Source: MIL-OSI Submissions
Crude oil imports dry up in July – Media release
26 August 2020
For the first month in almost 34 years, no crude oil was imported into New Zealand in July 2020, with imports of cars and other vehicles also down, Stats NZ said today.
The value of total merchandise goods imports fell $1.0 billion (18 percent) to $4.6 billion in July 2020.
In the past three months, total imports have been very low while exports have been holding up, leading to the smallest annual trade deficit since the October 2014 year.
Crude oil imports have been much lower than usual since May 2020 as demand dropped due to COVID-19. International travel restrictions and the COVID-19 lockdown in April meant far fewer people travelled by road or air.
“The last time no crude oil was imported in a single month was in August 1986, a year when international demand for oil fell and prices dropped sharply,” international statistics manager Darren Allan said.
In recent months, Refining NZ cut production at its Marsden Point oil refinery to about half its normal levels as COVID-19 travel restrictions affected demand. The refinery managed stock levels to let demand catch up with supply (see HY20 interim results for more detail).
Also contributing to the fall in total imports in July 2020 were:
• motor vehicles, down $234 million
• truck and vans, down $122 million.
Car imports have been much lower than usual since April 2020, when the alert level 4 lockdown meant car dealers were closed as a non-essential business.
Imported face masks up almost $190 million
Face mask imports increased sharply this year as the COVID-19 global pandemic spread and New Zealand moved into lockdown.
New Zealand has imported $232 million worth of face masks since the beginning of the year, up $189 million from $43 million for the same period last year. This includes all types of face masks, from surgical masks to painting and dust masks.
Imports down from top trading partners except China
Of New Zealand’s main trading partners, imports from the European Union had the biggest fall in July 2020, down $262 million when compared with July 2019. Aircraft and parts led the fall, down $120 million (89 percent), while imports of electric trains increased, up $36 million.
Imports from the United States fell $76 million, led by machinery and equipment (such as turbo-jet and turbo propeller parts), down $59 million.
Goods imports from China were up $108 million (10 percent) in July 2020 when compared with July 2019. The leading rises were electrical machinery and equipment (such as mobile phones), up $53 million, fertilisers, up $30 million, and textiles (such as face masks), up $18 million.
Dairy exports down but live animal exports up
Exports of dairy, crude oil, fish, and other seafood (such as crustaceans) fell in July 2020.
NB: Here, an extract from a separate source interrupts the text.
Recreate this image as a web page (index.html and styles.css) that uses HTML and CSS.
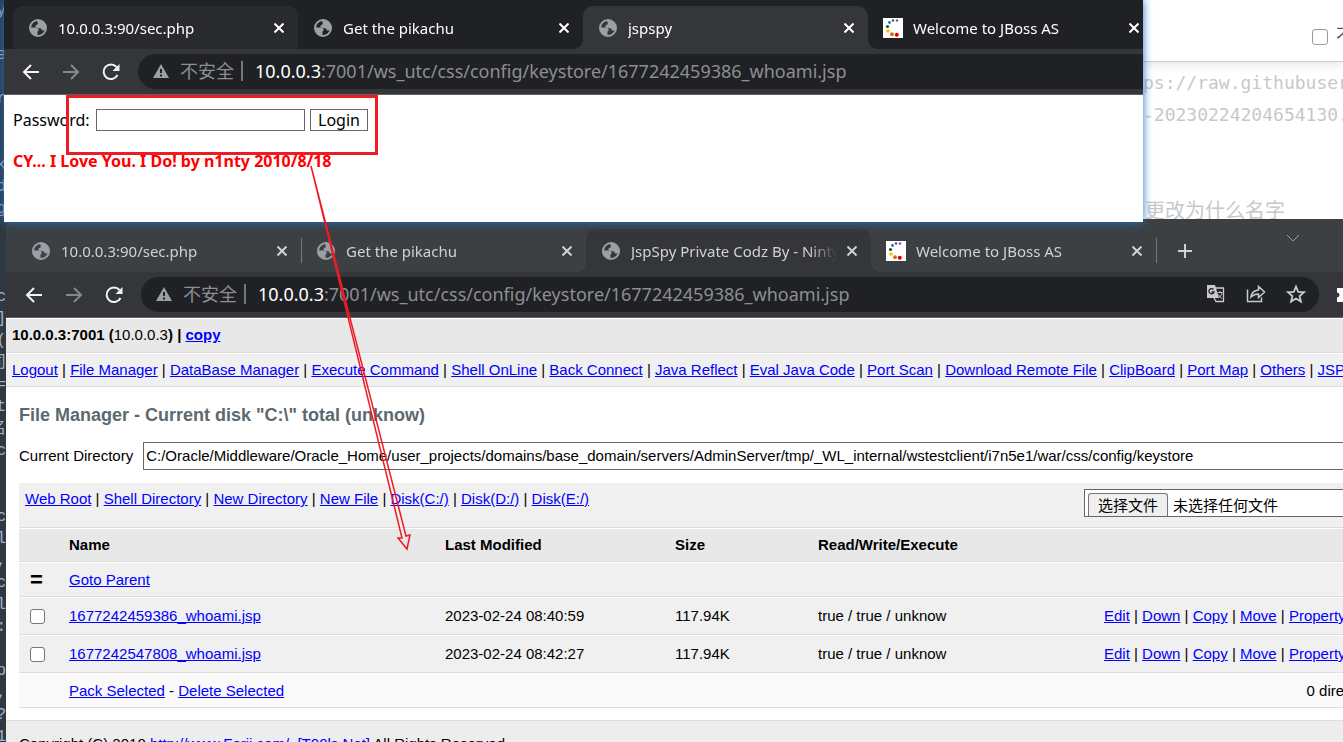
FILE: index.html
```html
<!DOCTYPE html>
<html lang="zh-CN">
<head>
<meta charset="utf-8">
<title>Desktop</title>
<link rel="stylesheet" href="styles.css">
</head>
<body>
<svg class="defs" aria-hidden="true">
  <symbol id="globe" viewBox="0 0 18 18"><circle cx="9" cy="9" r="8" fill="none" stroke="#9aa0a6" stroke-width="2"/><path fill="#9aa0a6" d="M1 8.500h4.500l3 .5 1.500 2-1.500 1.500v4.500A8 8 0 0 1 1 8.500zM8 1.500l3-.5a8 8 0 0 1 5.500 10.500l-3.500 0-1-2-3-.5-2.500-.5V6.500l2.500-1.500z"/></symbol>
  <symbol id="close" viewBox="0 0 10 10"><path d="M.5.5l9 9M9.500.5l-9 9" stroke="currentColor" stroke-width="2"/></symbol>
  <symbol id="jboss" viewBox="0 0 20 20"><path fill="#fff" d="M0 0h20v20H0z"/><circle cx="14" cy="2.500" r="1.200" fill="#8a4a9c"/><circle cx="10" cy="2.500" r="1.200" fill="#3b4f8f"/><circle cx="6.500" cy="4.500" r="1.400" fill="#3567a5"/><circle cx="4.500" cy="8.500" r="1.600" fill="#0c5c3a"/><circle cx="5" cy="13" r="1.800" fill="#f8c300"/><circle cx="9" cy="16.200" r="1.900" fill="#dd6500"/><circle cx="13.800" cy="16.800" r="2" fill="#d00"/></symbol>
  <symbol id="back" viewBox="0 0 18 16"><path d="M17 8H2M9 1L2 8l7 7" fill="none" stroke="currentColor" stroke-width="2"/></symbol>
  <symbol id="forward" viewBox="0 0 18 16"><path d="M1 8h15M9 1l7 7-7 7" fill="none" stroke="currentColor" stroke-width="2"/></symbol>
  <symbol id="reload" viewBox="0 0 18 18"><path d="M15.500 12A7.300 7.300 0 1 1 14.500 4" fill="none" stroke="currentColor" stroke-width="2"/><path d="M17.500 1v7h-7z" fill="currentColor"/></symbol>
  <symbol id="warn" viewBox="0 0 16 14"><path d="M8 0l8 14H0z" fill="#9aa0a6"/><path d="M8 5v4M8 10.500v2" stroke="#202124" stroke-width="2"/></symbol>
</svg>

<div class="desktop">
  <div class="editor" aria-hidden="true">
    <span>y</span><span></span><span>e</span><span></span><span>r</span><span></span><span></span><span>k</span><span>d</span><span>g</span><span></span><span></span><span></span><span>c</span><span>s]</span><span>e(</span><span>司</span><span>=</span><span>t</span><span>名</span><span>_c</span><span></span><span></span><span>_c</span><span>_l</span><span>,</span><span>_c</span><span>wl</span><span>x:</span><span></span><span>_p</span><span>],</span><span>?</span><span>1</span>
  </div>

  <div class="notes">
    <div class="notes-bar"><label class="note-check"><input type="checkbox">不再提示</label></div>
    <p>ps://raw.githubusercontent</p>
    <p>-20230224204654130.png</p>
    <p class="note-cn">更改为什么名字</p>
  </div>

  <section class="window files-window">
    <div class="tabs">
      <div class="tab divided"><svg class="favicon globe"><use href="#globe"/></svg><span class="title">10.0.0.3:90/sec.php</span><button class="close" aria-label="Close"><svg><use href="#close"/></svg></button></div>
      <div class="tab"><svg class="favicon globe"><use href="#globe"/></svg><span class="title">Get the pikachu</span><button class="close" aria-label="Close"><svg><use href="#close"/></svg></button></div>
      <div class="tab active"><svg class="favicon globe"><use href="#globe"/></svg><span class="title">JspSpy Private Codz By - Ninty</span><button class="close" aria-label="Close"><svg><use href="#close"/></svg></button></div>
      <div class="tab divided"><svg class="favicon"><use href="#jboss"/></svg><span class="title">Welcome to JBoss AS</span><button class="close" aria-label="Close"><svg><use href="#close"/></svg></button></div>
      <button class="new-tab" aria-label="New tab"><svg viewBox="0 0 16 16"><path d="M8 1v14M1 8h14" stroke="currentColor" stroke-width="2"/></svg></button>
      <button class="tab-search" aria-label="Search tabs"><svg viewBox="0 0 14 8"><path d="M1 1l6 6 6-6" fill="none" stroke="currentColor"/></svg></button>
    </div>
    <div class="toolbar">
      <button class="nav" aria-label="Back"><svg><use href="#back"/></svg></button>
      <button class="nav dim" aria-label="Forward"><svg><use href="#forward"/></svg></button>
      <button class="nav" aria-label="Reload"><svg><use href="#reload"/></svg></button>
      <div class="omnibox">
        <svg class="warn"><use href="#warn"/></svg><span class="unsafe">不安全</span>
        <span class="url"><b>10.0.0.3</b>:7001/ws_utc/css/config/keystore/1677242459386_whoami.jsp</span>
        <button class="action" aria-label="Translate"><svg viewBox="0 0 20 20"><path d="M9 4h8.500v13.500H10L8 14" fill="none" stroke="currentColor" stroke-width="1.300"/><path d="M1 1h8l4 13H1z" fill="currentColor"/><path d="M7.500 5.500A2.600 2.600 0 1 0 8 8H5.500" fill="none" stroke="#202124" stroke-width="1.300"/><path d="M11.500 8.500h5M14 7v1.500M16 9c-.5 2-2 4-4 5M12.500 10.500c1 2 2 3 3.500 4" fill="none" stroke="currentColor"/></svg></button>
        <button class="action" aria-label="Share"><svg viewBox="0 0 20 20"><path d="M1.500 5.500v12h14v-4" fill="none" stroke="currentColor" stroke-width="1.500"/><path d="M5 13c.5-4.500 3-6.500 7.500-7V2.500l6 5.500-6 5.500V10c-3.500 0-5.500 1-7.500 3z" fill="none" stroke="currentColor" stroke-width="1.500"/></svg></button>
        <button class="action" aria-label="Bookmark"><svg viewBox="0 0 20 20"><path d="M10 2.500l2.200 5.300 5.800.5-4.400 3.700 1.300 5.600-4.900-3-4.900 3 1.300-5.600L2 8.300l5.800-.5z" fill="none" stroke="currentColor" stroke-width="1.800"/></svg></button>
      </div>
      <svg class="puzzle" viewBox="0 0 18 18"><path d="M0 2h18v14H0v-4.500a2.500 2.500 0 0 0 0-5z" fill="#fff"/></svg>
    </div>
    <div class="page manager">
      <div class="host"><b>10.0.0.3:7001 (</b>10.0.0.3<b>) | <a href="#">copy</a></b></div>
      <nav class="menu"><a href="#">Logout</a> | <a href="#">File Manager</a> | <a href="#">DataBase Manager</a> | <a href="#">Execute Command</a> | <a href="#">Shell OnLine</a> | <a href="#">Back Connect</a> | <a href="#">Java Reflect</a> | <a href="#">Eval Java Code</a> | <a href="#">Port Scan</a> | <a href="#">Download Remote File</a> | <a href="#">ClipBoard</a> | <a href="#">Port Map</a> | <a href="#">Others</a> | <a href="#">JSP Env</a></nav>
      <main class="content">
        <h2>File Manager - Current disk "C:\" total (unknow)</h2>
        <div class="directory">
          <label for="dir">Current Directory</label>
          <input id="dir" type="text" value="C:/Oracle/Middleware/Oracle_Home/user_projects/domains/base_domain/servers/AdminServer/tmp/_WL_internal/wstestclient/i7n5e1/war/css/config/keystore">
        </div>
        <div class="shortcuts">
          <div><a href="#">Web Root</a> | <a href="#">Shell Directory</a> | <a href="#">New Directory</a> | <a href="#">New File</a> | <a href="#">Disk(C:/)</a> | <a href="#">Disk(D:/)</a> | <a href="#">Disk(E:/)</a></div>
          <div class="upload"><button>选择文件</button><span>未选择任何文件</span></div>
        </div>
        <table>
          <colgroup><col class="c-pick"><col class="c-name"><col class="c-date"><col class="c-size"><col class="c-perm"><col></colgroup>
          <tr class="head"><th></th><th>Name</th><th>Last Modified</th><th>Size</th><th>Read/Write/Execute</th><th></th></tr>
          <tr><td class="pick up">=</td><td colspan="5"><a href="#">Goto Parent</a></td></tr>
          <tr class="file"><td class="pick"><input type="checkbox" aria-label="1677242459386_whoami.jsp"></td><td><a href="#">1677242459386_whoami.jsp</a></td><td>2023-02-24 08:40:59</td><td>117.94K</td><td>true / true / unknow</td><td><a href="#">Edit</a> | <a href="#">Down</a> | <a href="#">Copy</a> | <a href="#">Move</a> | <a href="#">Property</a></td></tr>
          <tr class="file"><td class="pick"><input type="checkbox" aria-label="1677242547808_whoami.jsp"></td><td><a href="#">1677242547808_whoami.jsp</a></td><td>2023-02-24 08:42:27</td><td>117.94K</td><td>true / true / unknow</td><td><a href="#">Edit</a> | <a href="#">Down</a> | <a href="#">Copy</a> | <a href="#">Move</a> | <a href="#">Property</a></td></tr>
          <tr class="total"><td></td><td colspan="4"><a href="#">Pack Selected</a> - <a href="#">Delete Selected</a></td><td class="count">0 directories / 2 files</td></tr>
        </table>
      </main>
      <footer>Copyright (C) 2010 <a href="#">http://www.Forjj.com/</a>&nbsp; <a href="#">[T00ls.Net]</a> All Rights Reserved.</footer>
    </div>
  </section>

  <section class="window login-window">
    <div class="tabs">
      <div class="tab hover"><svg class="favicon globe"><use href="#globe"/></svg><span class="title">10.0.0.3:90/sec.php</span><button class="close" aria-label="Close"><svg><use href="#close"/></svg></button></div>
      <div class="tab"><svg class="favicon globe"><use href="#globe"/></svg><span class="title">Get the pikachu</span><button class="close" aria-label="Close"><svg><use href="#close"/></svg></button></div>
      <div class="tab active"><svg class="favicon globe"><use href="#globe"/></svg><span class="title">jspspy</span><button class="close" aria-label="Close"><svg><use href="#close"/></svg></button></div>
      <div class="tab"><svg class="favicon"><use href="#jboss"/></svg><span class="title">Welcome to JBoss AS</span><button class="close" aria-label="Close"><svg><use href="#close"/></svg></button></div>
    </div>
    <div class="toolbar">
      <button class="nav" aria-label="Back"><svg><use href="#back"/></svg></button>
      <button class="nav dim" aria-label="Forward"><svg><use href="#forward"/></svg></button>
      <button class="nav" aria-label="Reload"><svg><use href="#reload"/></svg></button>
      <div class="omnibox">
        <svg class="warn"><use href="#warn"/></svg><span class="unsafe">不安全</span>
        <span class="url"><b>10.0.0.3</b>:7001/ws_utc/css/config/keystore/1677242459386_whoami.jsp</span>
      </div>
    </div>
    <div class="page login">
      <form><label for="pw">Password:</label><input id="pw" type="password"><button type="button">Login</button></form>
      <p>CY... I Love You. I Do! by n1nty 2010/8/18</p>
    </div>
  </section>

  <div class="highlight"></div>
  <svg class="arrow" viewBox="0 0 104 390"><path d="M4 1L95 373h-4l9 11 3-14-4 1z" fill="none" stroke="#ed1c24" stroke-width="1.500"/></svg>
</div>
</body>
</html>
```

FILE: styles.css
```css
* { box-sizing: border-box; }
body { margin: 0; }
button { border: 0; padding: 0; background: none; color: inherit; font: inherit; }
svg { display: block; }
.defs { position: absolute; width: 0; height: 0; }

.desktop {
  position: relative;
  height: 100vh;
  overflow: hidden;
  background: #fff;
  font: 15px/20px "Liberation Sans", Arial, "Noto Sans CJK SC", sans-serif;
  color: #000;
}

.editor {
  width: 6px;
  height: 100%;
  overflow: hidden;
  background: #303841;
  color: #9fb4cc;
  font: 16px/22px "Liberation Mono", "Noto Sans CJK SC", monospace;
}
.editor span { display: flex; justify-content: flex-end; height: 22px; }

.notes {
  position: absolute;
  top: 0;
  right: 0;
  width: 200px;
  height: 219px;
  overflow: hidden;
  color: #c8c8c8;
  font: 18px/32px "DejaVu Sans Mono", monospace;
  white-space: nowrap;
}
.notes p { margin: 0; }
.notes-bar {
  height: 62px;
  margin-bottom: 5px;
  padding: 20px 0 0 169px;
  border-bottom: 1px solid #ccc;
  box-shadow: 0 2px 10px #e4e4e4;
}
.note-check { display: flex; gap: 8px; color: #555; font-size: 18px; }
.note-check input { flex: none; }
.notes .note-cn { margin-top: 62px; padding-left: 2px; font: 20px/34px "Noto Sans CJK SC", sans-serif; }

input[type="checkbox"] {
  appearance: none;
  width: 15px;
  height: 15px;
  margin: 0;
  border: 1px solid #767676;
  border-radius: 3px;
  background: #fff;
}
.note-check input[type="checkbox"] { width: 16px; height: 16px; margin-top: 9px; border-color: #999; }

/* browser windows */
.window { position: absolute; overflow: hidden; background: #fff; }
.login-window {
  --inset: 9px;
  --strip: #202124;
  top: 0;
  left: 4px;
  right: 200px;
  height: 222px;
  box-shadow: 0 0 9px #2472c8;
}
.files-window {
  --inset: 10px;
  --strip: #3c4043;
  top: 219px;
  left: 6px;
  right: 0;
  bottom: 0;
}

.tabs {
  display: flex;
  align-items: flex-end;
  height: 49px;
  padding-left: var(--inset);
  background: var(--strip);
  color: #fff;
  font: 15px/20px "Noto Sans", "Noto Sans CJK SC", sans-serif;
}
.files-window .tabs { height: 53px; color: #d0d1d3; }
.tab {
  position: relative;
  display: flex;
  align-items: center;
  flex: none;
  gap: 10px;
  width: 285px;
  height: 43px;
  padding: 0 14px 0 15px;
  border-radius: 10px 10px 0 0;
}
.tab.hover { background: #292a2d; }
.tab.active { background: #35363a; }
.tab.active::before,
.tab.active::after {
  content: "";
  position: absolute;
  bottom: 0;
  width: 10px;
  height: 10px;
}
.tab.active::before { right: 100%; background: radial-gradient(circle at 0 0, transparent 10px, #35363a 10px); }
.tab.active::after { left: 100%; background: radial-gradient(circle at 100% 0, transparent 10px, #35363a 10px); }
.tab.divided::after {
  content: "";
  position: absolute;
  right: -1px;
  top: 9px;
  width: 1px;
  height: 25px;
  background: #75787b;
}
.favicon { flex: none; width: 20px; height: 20px; }
.favicon.globe { padding: 1px; }
.title {
  flex: 1;
  overflow: hidden;
  white-space: nowrap;
  mask-image: linear-gradient(to right, #000 calc(100% - 28px), transparent);
}
.close svg { width: 10px; height: 10px; }
.new-tab { height: 43px; margin-left: 21px; }
.new-tab svg { width: 16px; height: 16px; }
.tab-search { margin: 0 43px 30px auto; color: #9a9c9e; }
.tab-search svg { width: 14px; height: 8px; }

.toolbar {
  display: flex;
  align-items: center;
  gap: 22px;
  height: 46px;
  padding-left: calc(var(--inset) + 9px);
  border-bottom: 1px solid #5f6063;
  background: #35363a;
  color: #f1f3f4;
}
.nav svg { width: 18px; height: 18px; }
.dim { color: #85878a; }
.omnibox {
  display: flex;
  align-items: center;
  flex: 1;
  min-width: 0;
  height: 35px;
  margin-left: -4px;
  padding: 0 0 1px 15px;
  border-radius: 18px 0 0 18px;
  background: #202124;
  color: #8d8f92;
  font: 18px/24px "Noto Sans", "Noto Sans CJK SC", sans-serif;
  white-space: nowrap;
}
.files-window .omnibox { padding-right: 13px; border-radius: 18px; }
.warn { flex: none; width: 16px; height: 14px; margin-right: 11px; }
.unsafe { height: 20px; line-height: 20px; padding-right: 7px; border-right: 2px solid #75787b; }
.url { flex: 1; padding-left: 12px; }
.url b { font-weight: 400; color: #fff; }
.action { margin-left: 20px; color: #c8cacc; }
.action svg { width: 20px; height: 20px; }
.puzzle { flex: none; width: 18px; height: 18px; margin: 0 -12px 0 -4px; }

/* login page */
.login { padding: 14px 9px; font: 16px/22px "Noto Sans", sans-serif; }
.login form { display: flex; gap: 5px; }
.login label { width: 78px; white-space: nowrap; }
.login input { width: 209px; height: 22px; padding: 0 2px; border: 1px solid #666; background: #fff; }
.login button { width: 58px; height: 22px; border: 1px solid #666; line-height: 20px; background: #fff; }
.login p { margin: 19px 0 0; color: #f00; font-weight: 700; }

/* file manager page */
.manager { width: calc(100% + 123px); padding-top: 1px; white-space: nowrap; }
.manager a { color: #00f; }
.host, .menu { padding: 6px; border-bottom: 1px solid #ddd; }
.host { height: 34px; background: #e8e8e8; }
.menu { height: 33px; margin-top: 1px; background: #f0f0f0; }
.content { padding: 18px 13px 12px; }
.content h2 { margin: 0 0 17px; color: #5b686f; font-size: 18px; line-height: 20px; }
.directory { display: flex; align-items: center; gap: 10px; margin-bottom: 13px; }
.directory input {
  flex: 1;
  height: 28px;
  padding: 0 2px 2px;
  border: 1px solid #666;
  font: inherit;
}
.shortcuts {
  display: flex;
  justify-content: space-between;
  height: 45px;
  padding: 6px;
  border-bottom: 1px solid #ddd;
  background: #f0f0f0;
}
.upload {
  display: flex;
  align-items: flex-end;
  gap: 5px;
  width: 363px;
  height: 28px;
  padding-left: 3px;
  border: 1px solid #666;
  background: #fff;
}
.upload button {
  height: 23px;
  padding: 2px 9px 0;
  border: 1px solid #767676;
  border-bottom: 0;
  border-radius: 3px 3px 0 0;
  background: #efefef;
  line-height: 20px;
}
table { width: 100%; table-layout: fixed; border-collapse: separate; border-spacing: 0; }
.c-pick { width: 44px; }
.c-name { width: 376px; }
.c-date { width: 230px; }
.c-size { width: 143px; }
.c-perm { width: 286px; }
th, td { height: 35px; padding: 0 6px; border-top: 1px solid #fff; border-bottom: 1px solid #ddd; text-align: left; }
tr { background: #f0f0f0; }
.head { background: #e8e8e8; }
.head th { height: 34px; }
.file td { height: 38px; }
.total { background: #f9f9f9; }
.pick { padding-left: 11px; }
.pick input { display: block; }
.up { font-size: 22px; font-weight: 700; }
td.count { padding-right: 13px; text-align: right; }
footer { padding: 13px; border-top: 1px solid #ddd; background: #ededed; }

/* annotations drawn over both windows */
.highlight { position: absolute; top: 95px; left: 66px; width: 312px; height: 60px; border: 3px solid #ed1c24; }
.arrow { position: absolute; top: 165px; left: 307px; width: 104px; height: 390px; }
```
This fall was largely offset by a sharp rise in exports of live animals (mainly thousands of live dairy cattle to China) and breathing equipment, which is in demand internationally because of COVID-19.
Total dairy exports
Within the dairy category, milk fats including butter led the fall, down $92 million (29 percent) on July 2019. Cheese fell $39 million (19 percent) and milk powder fell $30 million (4.9 percent).
Breathing equipment exports more than doubled (up $51 million) compared with July 2019. Over one-quarter of New Zealand’s breathing equipment exports were to the United States.
Exports to China boosted by live animals
Exports to China fell $28 million compared with July 2019, with beef exports down $74 million and dairy down $37 million.
These decreases were partly offset by exports of live animals to China, up $68 million. There were over 30,000 cattle exported to China in July 2020.
“Exports of beef to China fell in July, but this was more than offset by a rise in beef exports to the United States,” Mr Allan said.
Total exports to the United States rose $89 million, led by beef (up $70 million), and exports to the European Union rose $54 million, led by kiwifruit (up $39 million).
The total value of merchandise goods exports was little changed compared with July 2019, down $9.8 million (0.2 percent) to $4.9 billion in July 2020.
The monthly trade balance for July 2020 was a surplus of $282 million.
The annual trade balance for the year ended July 2020 was a deficit of $115 million, which is the lowest annual trade deficit since the October 2014 year.